Well after the paintings were finished, Testorf remained close to Wyeth and helped care for him in his old age. In a 2007 interview, when Wyeth was asked if Helga was going to be present at his 90th birthday party, he said “Yeah, certainly. Oh, absolutely” and went on to say “She’s part of the family now. I know it shocks everyone. That’s what I love about it. It really shocks ’em.”
Andrew Newell Wyeth July 12, 1917 – January 16, 2009 was a visual artist, primarily a realist painter, working predominantly in a regionalist style.

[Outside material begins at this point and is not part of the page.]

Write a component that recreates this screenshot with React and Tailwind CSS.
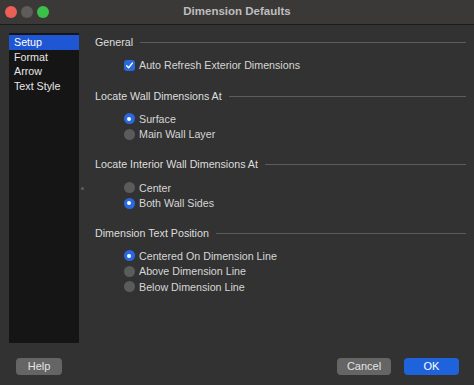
import React from "react"

const font = { fontFamily: '"Liberation Sans", Arial, sans-serif' }

const SectionHeading = ({ title, className = "" }) => (
  <div className={`flex h-[14px] items-center gap-[7px] ${className}`}>
    <span className="whitespace-nowrap text-[10.7px] text-[#dedede]">{title}</span>
    <span className="h-px flex-1 bg-[#5c5c5c]" />
  </div>
)

const Radio = ({ label, checked }) => (
  <div className="flex h-[15.5px] items-center gap-[4.5px]">
    {checked ? (
      <span className="flex h-[11px] w-[11px] items-center justify-center rounded-full bg-[#2a68de]">
        <span className="h-[4px] w-[4px] rounded-full bg-white" />
      </span>
    ) : (
      <span className="h-[11px] w-[11px] rounded-full bg-[#5b5b5b]" />
    )}
    <span className="whitespace-nowrap text-[10.7px] text-[#d6d6d6]">{label}</span>
  </div>
)

const Button = ({ children, primary, className = "" }) => (
  <button
    className={`flex h-[17px] items-center justify-center rounded-[4px] text-[11px] ${
      primary ? "bg-[#1e63dc] text-white" : "bg-[#656565] text-[#e4e4e4]"
    } ${className}`}
  >
    {children}
  </button>
)

const pages = ["Setup", "Format", "Arrow", "Text Style"]

export default function App() {
  return (
    <div className="flex h-[385px] w-[474px] flex-col bg-[#323232]" style={font}>
      {/* title bar */}
      <div className="grid h-[25px] grid-cols-[1fr_auto_1fr] items-center border-b border-[#1c1c1c] bg-[#3b3938]">
        <div className="flex items-center gap-[4px] pl-[5px]">
          <span className="h-[12px] w-[12px] rounded-full bg-[#ec5f57]" />
          <span className="h-[12px] w-[12px] rounded-full bg-[#5e5c5b]" />
          <span className="h-[12px] w-[12px] rounded-full bg-[#3bc14a]" />
        </div>
        <span className="text-[11.5px] font-bold text-[#bebebe]">Dimension Defaults</span>
        <div />
      </div>

      {/* body */}
      <div className="flex pl-[9px]">
        <div className="mt-[8px] flex h-[310px] w-[70px] flex-col bg-[#151515] pt-[2px]">
          {pages.map((p, i) => (
            <div
              key={p}
              className={`flex h-[14.5px] items-center pl-[5px] text-[10.7px] ${
                i === 0 ? "bg-[#1f56d3] text-white" : "text-[#e6e6e6]"
              }`}
            >
              {p}
            </div>
          ))}
        </div>

        <div className="mt-[8px] flex h-[310px] w-[16px] items-center pl-[2px]">
          <span className="h-[3px] w-[3px] rounded-full bg-[#5e5e5e]" />
        </div>

        <div className="flex flex-1 flex-col pr-[8px] pt-[10px]">
          <SectionHeading title="General" />
          <div className="mt-[9px] flex h-[15px] items-center gap-[4px] pl-[29px]">
            <span className="flex h-[11px] w-[11px] items-center justify-center rounded-[3px] bg-[#2a68de]">
              <svg viewBox="0 0 12 12" className="h-[9px] w-[9px]" fill="none">
                <path d="M2.2 6.3 4.8 8.9 9.8 2.8" stroke="white" strokeWidth="1.9" strokeLinecap="round" strokeLinejoin="round" />
              </svg>
            </span>
            <span className="whitespace-nowrap text-[10.7px] text-[#d6d6d6]">Auto Refresh Exterior Dimensions</span>
          </div>

          <SectionHeading title="Locate Wall Dimensions At" className="mt-[16px]" />
          <div className="mt-[8px] flex flex-col pl-[28.5px]">
            <Radio label="Surface" checked />
            <Radio label="Main Wall Layer" />
          </div>

          <SectionHeading title="Locate Interior Wall Dimensions At" className="mt-[15px]" />
          <div className="mt-[9px] flex flex-col pl-[28.5px]">
            <Radio label="Center" />
            <Radio label="Both Wall Sides" checked />
          </div>

          <SectionHeading title="Dimension Text Position" className="mt-[15px]" />
          <div className="mt-[8px] flex flex-col pl-[28.5px]">
            <Radio label="Centered On Dimension Line" checked />
            <Radio label="Above Dimension Line" />
            <Radio label="Below Dimension Line" />
          </div>
        </div>
      </div>

      {/* footer */}
      <div className="flex items-center justify-between pl-[16px] pr-[15px] pt-[15px]">
        <Button className="w-[46px]">Help</Button>
        <div className="flex gap-[13px]">
          <Button className="w-[54px]">Cancel</Button>
          <Button primary className="w-[55px]">OK</Button>
        </div>
      </div>
    </div>
  )
}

He was one of the best-known U.S. artists of the middle 20th century.
In his art, Wyeth’s favorite subjects were the land and people around him, both in his hometown of Chadds Ford, Pennsylvania, and at his summer home in Cushing, Maine. Wyeth often noted: “I paint my life.” One of the best-known images in 20th-century American art is his painting, Christina’s World, currently in the collection of the Museum of Modern Art in New York City.
Alexandra de Steiguer: Small Island, Big Picture
de Steiguer has spent the last 17 years as the winter caretaker on Star Island at the Isles of Shoals. From early November through March, she is the sole human living on the island. In her solitude she photographs the island and keeps voluminous journals while living a life of seclusion and contemplation.
Bio:
“Since as long as I can remember, my preference has been for the company of the natural world. This is where I find peace, inner strength and wonder. Simple moments there are often the most special – wind in the trees, light playing across the water...
For many years now, during the long winter months, I forego my tiny solar powered, timberframe home in the woods of New Hampshire and move out to the Isles of Shoals where I work as winter caretaker. This group of islands lies nine miles off the coast of Maine and New Hampshire and can be seen from the mainland on clear days. The solitude and beauty of the nine deserted islands is especially appealing to me, with its rocky, windswept, often harsh environment where nature and its forces dominate. There, the rule that man is only as significant as any other living inhabitant is more apparent. I am drawn to places that speak of this. They are getting increasingly hard to find in this crowded, hectic, modern “safe” environment in which most of us live.
I also worked as professional crew aboard traditionally rigged sailing vessels (tall ships) for many years. These ships were engaged in research and sailing school programs and each voyage was at least six to nine months long. Most of the nautical works on this website, I made aboard “Ernestina.” Built in 1894, she was a former Gloucester fishing schooner and arctic research vessel, and she remains a beautiful and sea-worthy ship to this day. During one of our memorable trips, she was caught in the hurricane of 1991, which has become popularly known as “The Perfect Storm”. At the time, we were about 300 miles offshore, headed for Bermuda and then transatlantic to islands off the coast of Africa. We spent difficult, sea tossed days trying to skirt the worst of the hurricane while repairing nearly everything that could break or break down, including rigging, navigation systems and our main engine. The camera does not capture well the reality of the sea at its worst, so I have no images of the storm itself except those that exist in my mind. Instead, I offer those of a calmer nature which I believe hearken back to a time of greater simplicity and greater courage.”
Museum History:
Henry Strater and the Ogunquit Museum of American Art
Henry Strater first came to Ogunquit in 1919 to study at Hamilton Easter Field’s Summer School of Graphic Arts. After success as a painter and years in Paris as part of the Lost Generation, he built a permanent home in Ogunquit in 1925. In the early 1950s he purchased an oceanfront spot that generations of painters had come to know as Narrow Cove, and chose architect Charles S. Worley, Jr. to design a museum.
The Museum of Art of Ogunquit, as it was called until 1992, opened in 1953, and the collection grew rapidly with select works by artists associated with Ogunquit’s famous art colony of the early 20th century.
Today, the Ogunquit Museum of American Art houses a permanent collection of important paintings, sculpture, drawings, prints and photographs from the late 1800s to the present and is the only museum in Maine devoted exclusively to the exhibition, preservation and interpretation of American Art.
This Museum has five galleries, beautiful outdoor gardens and statutes, as well as a spectacular glassed view of the cove and ocean beyond!